Python vs Golang Priority Queue Patterns for Fair Linux Automation Workloads

Last updated on


Monthly keyword cluster: python automation script, golang worker, linux automation pipeline, queue reliability

Weekly intent rotation: Problem-solving + best-practice implementation

If your Linux automation stack handles mixed workloads, you already know the pain: some jobs are urgent, some are bulk, and all of them want CPU right now.

A security patch rollout should not wait behind 8,000 low-priority report jobs. But if you always prioritize urgent jobs, low-priority work may never finish. That is called starvation, and it quietly kills reliability over time.

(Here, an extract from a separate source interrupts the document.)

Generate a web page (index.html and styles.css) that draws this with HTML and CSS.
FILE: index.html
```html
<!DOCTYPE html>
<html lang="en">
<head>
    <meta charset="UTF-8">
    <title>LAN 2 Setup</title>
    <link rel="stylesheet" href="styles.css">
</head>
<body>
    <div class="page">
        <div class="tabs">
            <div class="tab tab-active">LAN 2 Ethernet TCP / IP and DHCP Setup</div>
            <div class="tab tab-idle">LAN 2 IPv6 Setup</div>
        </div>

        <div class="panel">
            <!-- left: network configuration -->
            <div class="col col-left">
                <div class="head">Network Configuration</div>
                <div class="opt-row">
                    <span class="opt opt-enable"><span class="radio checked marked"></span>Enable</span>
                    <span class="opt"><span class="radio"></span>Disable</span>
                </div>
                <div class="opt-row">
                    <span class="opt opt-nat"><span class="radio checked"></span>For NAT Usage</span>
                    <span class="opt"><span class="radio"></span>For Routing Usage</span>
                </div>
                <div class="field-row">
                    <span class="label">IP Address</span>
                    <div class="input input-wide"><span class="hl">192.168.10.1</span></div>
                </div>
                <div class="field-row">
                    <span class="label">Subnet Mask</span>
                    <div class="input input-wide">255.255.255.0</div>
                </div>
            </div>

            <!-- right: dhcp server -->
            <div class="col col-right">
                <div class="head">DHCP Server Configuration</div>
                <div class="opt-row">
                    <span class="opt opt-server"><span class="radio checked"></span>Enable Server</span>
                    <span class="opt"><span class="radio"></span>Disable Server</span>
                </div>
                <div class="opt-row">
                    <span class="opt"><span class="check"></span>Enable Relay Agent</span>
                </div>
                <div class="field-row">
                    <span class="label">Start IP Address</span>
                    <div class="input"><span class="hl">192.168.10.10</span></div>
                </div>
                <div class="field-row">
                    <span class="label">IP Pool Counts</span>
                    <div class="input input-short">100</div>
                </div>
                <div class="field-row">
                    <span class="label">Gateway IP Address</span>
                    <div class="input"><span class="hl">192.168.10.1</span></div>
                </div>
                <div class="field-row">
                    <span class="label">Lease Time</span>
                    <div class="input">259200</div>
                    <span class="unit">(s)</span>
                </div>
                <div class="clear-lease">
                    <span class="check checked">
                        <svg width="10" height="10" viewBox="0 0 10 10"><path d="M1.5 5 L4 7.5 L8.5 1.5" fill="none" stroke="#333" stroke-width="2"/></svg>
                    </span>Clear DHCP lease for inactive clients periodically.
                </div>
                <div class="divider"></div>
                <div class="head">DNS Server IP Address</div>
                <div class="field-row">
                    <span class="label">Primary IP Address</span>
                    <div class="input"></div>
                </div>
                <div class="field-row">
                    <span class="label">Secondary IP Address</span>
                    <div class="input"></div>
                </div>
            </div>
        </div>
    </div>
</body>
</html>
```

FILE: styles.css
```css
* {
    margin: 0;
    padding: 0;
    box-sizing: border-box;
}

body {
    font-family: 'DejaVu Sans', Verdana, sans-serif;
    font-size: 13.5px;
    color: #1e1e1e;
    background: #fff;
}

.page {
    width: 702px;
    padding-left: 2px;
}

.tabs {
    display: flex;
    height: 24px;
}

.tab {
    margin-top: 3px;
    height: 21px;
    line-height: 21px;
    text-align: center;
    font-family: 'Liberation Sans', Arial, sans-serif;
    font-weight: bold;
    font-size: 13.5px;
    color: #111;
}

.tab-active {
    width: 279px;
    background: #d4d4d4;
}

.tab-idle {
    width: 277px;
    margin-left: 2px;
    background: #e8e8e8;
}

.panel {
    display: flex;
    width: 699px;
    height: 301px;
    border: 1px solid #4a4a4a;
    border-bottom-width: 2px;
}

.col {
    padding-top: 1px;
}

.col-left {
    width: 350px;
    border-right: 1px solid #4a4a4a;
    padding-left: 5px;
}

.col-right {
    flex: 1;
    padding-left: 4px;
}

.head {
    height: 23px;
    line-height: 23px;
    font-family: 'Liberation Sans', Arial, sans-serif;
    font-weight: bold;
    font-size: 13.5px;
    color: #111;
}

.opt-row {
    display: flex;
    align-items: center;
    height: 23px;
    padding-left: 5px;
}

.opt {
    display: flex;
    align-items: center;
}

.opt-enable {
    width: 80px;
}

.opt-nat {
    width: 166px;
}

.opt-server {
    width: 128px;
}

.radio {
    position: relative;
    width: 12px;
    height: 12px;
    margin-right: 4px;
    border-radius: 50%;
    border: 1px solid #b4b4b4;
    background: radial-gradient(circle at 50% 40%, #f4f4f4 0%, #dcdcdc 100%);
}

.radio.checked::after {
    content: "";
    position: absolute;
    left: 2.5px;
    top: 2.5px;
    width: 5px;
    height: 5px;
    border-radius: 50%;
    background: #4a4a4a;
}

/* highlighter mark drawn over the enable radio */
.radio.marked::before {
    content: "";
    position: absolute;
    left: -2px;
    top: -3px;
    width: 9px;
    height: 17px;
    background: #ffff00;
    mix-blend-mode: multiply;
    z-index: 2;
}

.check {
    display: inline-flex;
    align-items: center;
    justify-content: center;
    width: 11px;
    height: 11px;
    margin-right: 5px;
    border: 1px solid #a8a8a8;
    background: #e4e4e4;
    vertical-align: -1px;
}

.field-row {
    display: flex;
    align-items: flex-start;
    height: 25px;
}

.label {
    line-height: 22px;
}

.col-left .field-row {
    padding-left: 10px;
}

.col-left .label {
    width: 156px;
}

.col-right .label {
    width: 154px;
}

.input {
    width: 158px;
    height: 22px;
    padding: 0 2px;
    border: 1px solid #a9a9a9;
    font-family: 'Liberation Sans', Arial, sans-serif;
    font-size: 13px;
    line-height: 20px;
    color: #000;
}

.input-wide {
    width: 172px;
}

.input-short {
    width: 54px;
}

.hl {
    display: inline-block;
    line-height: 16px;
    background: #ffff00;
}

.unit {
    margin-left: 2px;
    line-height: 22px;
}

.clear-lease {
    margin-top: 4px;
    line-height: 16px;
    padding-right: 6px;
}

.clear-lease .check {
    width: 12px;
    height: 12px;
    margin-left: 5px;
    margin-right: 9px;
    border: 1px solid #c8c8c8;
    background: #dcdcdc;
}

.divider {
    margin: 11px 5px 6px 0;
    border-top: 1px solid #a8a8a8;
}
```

This guide explains practical priority queue + fairness patterns you can implement with Python and Golang in production Linux environments. We will keep it practical: architecture decisions, scheduling models, retry interaction, anti-starvation strategies, and observability that actually helps during incidents.

Why this matters in real Linux automation

Many teams start with cron + scripts, then move to queue-based workers. That is a good step. But once volume increases, naive FIFO workers create new issues:

  • urgent jobs wait too long,
  • low-priority queues never drain,
  • retries flood the same queue and hide root causes,
  • one noisy tenant dominates worker capacity.

In small teams, this becomes on-call stress because every problem looks random. In reality, it is usually scheduler design.

If you have read related posts like Python vs Golang for Linux Automation: Practical Guide, Python + Golang Event-Driven Automation Playbook, and Rate Limiting dan Backpressure Python/Golang, this article is the next layer: how to prioritize work without sacrificing fairness.

Core concept: priority is not enough, fairness must be explicit

A lot of systems label jobs with high, medium, low and call it done. That helps, but it does not guarantee fairness.

You need a policy that answers:

  1. How much worker budget each priority gets.
  2. How long low-priority jobs are allowed to wait.
  3. Whether retries keep original priority or get downgraded.
  4. How to prevent one tenant/service from taking all slots.

Without these rules, queue behavior drifts with traffic patterns.

Scheduling models you can actually use

1) Strict Priority (simple, dangerous)

Workers always process high first, then medium, then low.

  • ✅ Great for truly critical incident jobs.
  • ❌ High risk of starvation for lower tiers.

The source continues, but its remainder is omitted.